Пока Кэрол произносила речь, Цукерман снова представил себе Генри, озорного мальчишку во фланелевой пижамке с клоунами и дудочками, который, спрятавшись в ящике красного дерева, подслушивает все их разговоры — так же, как он делал это, когда в доме резались в карты и он прислушивался к выкрикам разгоряченных взрослых во время игры. Цукерман вспоминал то время, когда в их мальчишеской спальне еще ничего не было известно ни об эротических соблазнах, ни о решениях, бросающих вызов смерти, когда они проводили время в невинных забавах, и семейное счастье казалось вечным. Ах, мой бедный, несчастный Генри! Если бы он мог слышать все, что говорит Кэрол, стал бы он смеяться или плакать — или подумал бы с облегчением: «Ну, теперь никто никогда ничего не узнает»?
Но конечно же, Цукерман знал все, Цукерман, который не был столь робок, как его брат. Но что ему было делать с тремя тысячами слов? Предать своего брата, обнародовать его последнюю исповедь, тем самым нанеся удар по его семье? Рассказать о том, что в первую очередь отдаляло его от них? Накануне вечером, поблагодарив Кэрол за оказанную ему честь и обещав ей, что тотчас же засядет за некролог, среди растрепанных дневников, нагроможденных на картотечном шкафчике, он обнаружил толстую папку, в ней он хранил записи о романе, который Генри крутил со своей пациенткой из Швейцарии. Нужно ли ему пойти и уничтожить рукопись, о существовании которой он, к счастью, почти забыл? Или же эти листочки лежали у него не случайно, дожидаясь, пока на Цукермана не нахлынет невиданное доселе вдохновение?

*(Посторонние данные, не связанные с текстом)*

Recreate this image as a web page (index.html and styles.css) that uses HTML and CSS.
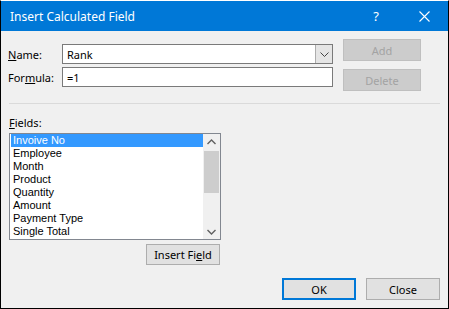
FILE: index.html
```html
<!DOCTYPE html>
<html lang="en">
<head>
  <meta charset="UTF-8" />
  <title>Insert Calculated Field</title>
  <link rel="stylesheet" href="styles.css">
</head>
<body>
  <div class="window">
    <div class="titlebar">
      <span class="title">Insert Calculated Field</span>
      <span class="help">?</span>
      <svg class="close-x" width="11" height="11" viewBox="0 0 11 11">
        <path d="M0.5 0.5 L10.5 10.5 M10.5 0.5 L0.5 10.5" stroke="#fff" stroke-width="1.1" fill="none"/>
      </svg>
    </div>
    <div class="content">
      <div class="top">
        <div class="form">
          <div class="row">
            <label class="label"><u>N</u>ame:</label>
            <div class="combo">
              <span class="combo-text">Rank</span>
              <span class="combo-btn">
                <svg width="9" height="5" viewBox="0 0 9 5"><path d="M0.5 0.5 L4.5 4.5 L8.5 0.5" stroke="#444" fill="none"/></svg>
              </span>
            </div>
          </div>
          <div class="row">
            <label class="label">For<u>m</u>ula:</label>
            <div class="input">=1</div>
          </div>
        </div>
        <div class="side">
          <button class="btn disabled">Add</button>
          <button class="btn disabled">Delete</button>
        </div>
      </div>
      <div class="sep"></div>
      <div class="fields-label"><u>F</u>ields:</div>
      <div class="listbox">
        <ul class="items">
          <li class="selected">Invoive No</li>
          <li>Employee</li>
          <li>Month</li>
          <li>Product</li>
          <li>Quantity</li>
          <li>Amount</li>
          <li>Payment Type</li>
          <li>Single Total</li>
        </ul>
        <div class="scrollbar">
          <svg class="arrow" width="9" height="6" viewBox="0 0 9 6"><path d="M0.5 5 L4.5 1 L8.5 5" stroke="#606060" stroke-width="1.4" fill="none"/></svg>
          <div class="track"><div class="thumb"></div></div>
          <svg class="arrow" width="9" height="6" viewBox="0 0 9 6"><path d="M0.5 1 L4.5 5 L8.5 1" stroke="#606060" stroke-width="1.4" fill="none"/></svg>
        </div>
      </div>
      <div class="insert-row">
        <button class="btn insert">Insert Fi<u>e</u>ld</button>
      </div>
      <div class="footer">
        <button class="btn default">OK</button>
        <button class="btn">Close</button>
      </div>
    </div>
  </div>
</body>
</html>
```

FILE: styles.css
```css
* {
  box-sizing: border-box;
}
body {
  margin: 0;
  font-family: 'Noto Sans', sans-serif;
  font-size: 11px;
  color: #000;
}
.window {
  width: 449px;
  height: 309px;
  background: #f0f0f0;
  border-top: 1px solid #fff;
  border-left: 1px solid #000;
  border-right: 1px solid #000;
  border-bottom: 1px solid #000;
  display: flex;
  flex-direction: column;
}
.titlebar {
  height: 30px;
  background: #0078d7;
  color: #fff;
  display: flex;
  align-items: center;
  padding-left: 9px;
  font-size: 12px;
}
.title {
  flex: 1;
}
.help {
  font-size: 13px;
  margin-right: 40px;
}
.close-x {
  margin-right: 18px;
}
.content {
  flex: 1;
  padding: 0 8px 0 7px;
  display: flex;
  flex-direction: column;
}
.top {
  display: flex;
  gap: 10px;
}
.form {
  margin-top: 13px;
  display: flex;
  flex-direction: column;
  gap: 3px;
}
.row {
  display: flex;
  align-items: center;
}
.label {
  width: 54px;
}
u {
  text-decoration-thickness: 1px;
  text-underline-offset: 1px;
}
.combo, .input {
  width: 271px;
  height: 20px;
  background: #fff;
  border: 1px solid #7a7a7a;
  display: flex;
  align-items: center;
}
.combo-text, .input {
  padding-left: 4px;
}
.combo-text {
  flex: 1;
}
.combo-btn {
  width: 17px;
  height: 18px;
  background: #e5e5e5;
  border-left: 1px solid #adadad;
  display: flex;
  align-items: center;
  justify-content: center;
}
.side {
  margin-top: 8px;
  display: flex;
  flex-direction: column;
  gap: 8px;
}
.btn {
  font-family: inherit;
  font-size: 11px;
  width: 74px;
  height: 22px;
  padding: 0;
  background: #e1e1e1;
  border: 1px solid #adadad;
  color: #000;
}
.side .btn {
  width: 78px;
}
.btn.disabled {
  background: #cccccc;
  border-color: #bfbfbf;
  color: #a3a3a3;
}
.sep {
  margin: 12px 0 0 1px;
  height: 1px;
  background: #dadada;
}
.fields-label {
  margin: 11px 0 0 1px;
  line-height: 16px;
}
.listbox {
  margin: 2px 0 0 1px;
  width: 212px;
  height: 107px;
  background: #fff;
  border: 1px solid #828790;
  display: flex;
}
.items {
  list-style: none;
  margin: 0;
  padding: 0;
  flex: 1;
  font-family: 'Liberation Sans', sans-serif;
  font-size: 11px;
}
.items li {
  height: 13px;
  line-height: 13px;
  padding-left: 2px;
  margin-left: 1px;
}
.items li.selected {
  background: #3399ff;
  color: #fff;
}
.scrollbar {
  width: 17px;
  background: #f0f0f0;
  display: flex;
  flex-direction: column;
  align-items: center;
  padding: 5px 0 4px;
}
.track {
  flex: 1;
  width: 100%;
  padding: 6px 1px 0;
}
.thumb {
  height: 42px;
  background: #cdcdcd;
}
.insert-row {
  width: 212px;
  margin-left: 1px;
  display: flex;
  justify-content: flex-end;
  margin-top: 4px;
}
.insert {
  height: 21px;
  margin-right: 1px;
}
.footer {
  margin-top: 13px;
  display: flex;
  justify-content: flex-end;
  gap: 10px;
}
.btn.default {
  border: 2px solid #0078d7;
}
```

На разрозненных бумажках, испещренных убористым почерком, он увидел свои беглые заметки о Генри, Марии и Кэрол. Некоторые длиной всего в две-три строки, но среди них попадались и записи в целую страницу, и, прикидывая, что ему сказать на похоронах, Цукерман, сидя за письменным столом, внимательно прочел всё от начала до конца; обдумывая текст некролога, он жирно подчеркнул следующие многозначительные строки: «Вот начало конца, где любовные приключения заурядны и неоригинальны, но свидетельствуют о древнем, как мир, опыте чувственных удовольствий».
Г. (Полночь.)
— Я должен был хоть кому-нибудь позвонить. Я должен был сказать хоть кому-нибудь, что я люблю ее. Ничего, что я звоню в такой час?
— Нет, ничего. Ну давай, рассказывай.
— По крайней мере, у меня есть ты. А ей некому рассказать. Меня просто распирает — так я хочу рассказать о ней всем на свете! Я просто до смерти хочу рассказать все Кэрол. Пусть она знает, что я безумно счастлив.
— Она обойдется без этого.
— Я понимаю. Но все-таки я едва сдерживаюсь, чтобы не сказать ей: «А ты знаешь, что мне сегодня сказала Мария? Знаешь, что сказала крошка Кристина, когда Мария купала ее?»
— Казалось, она была где-то очень далеко от меня — так же далеко, как столбики моей кровати в спальне, когда я был ребенком. Ты помнишь шишечки на каждом столбике? Я засыпал, разглядывая шишечки и думая, что они где-то далеко-далеко от меня, и они настолько удалялись от меня, что я пугался и переставал думать о них. Ну так вот, мне она казалась такой же далекой, как столбики кровати, потому что я не мог протянуть руку, чтобы дотронуться до нее. Она была сверху, но далеко-далеко, и каждый раз, когда она кончала, я спрашивал: «Еще? Хочешь еще?» И она кивала, как ребенок, с которым играешь в лошадки, и все начиналось сначала: с раскрасневшимся лицом она садилась на меня верхом, и для нее я хотел только одного — чтобы это повторялось снова и снова; и все то время, что я был с ней, я видел, что она очень-очень далеко.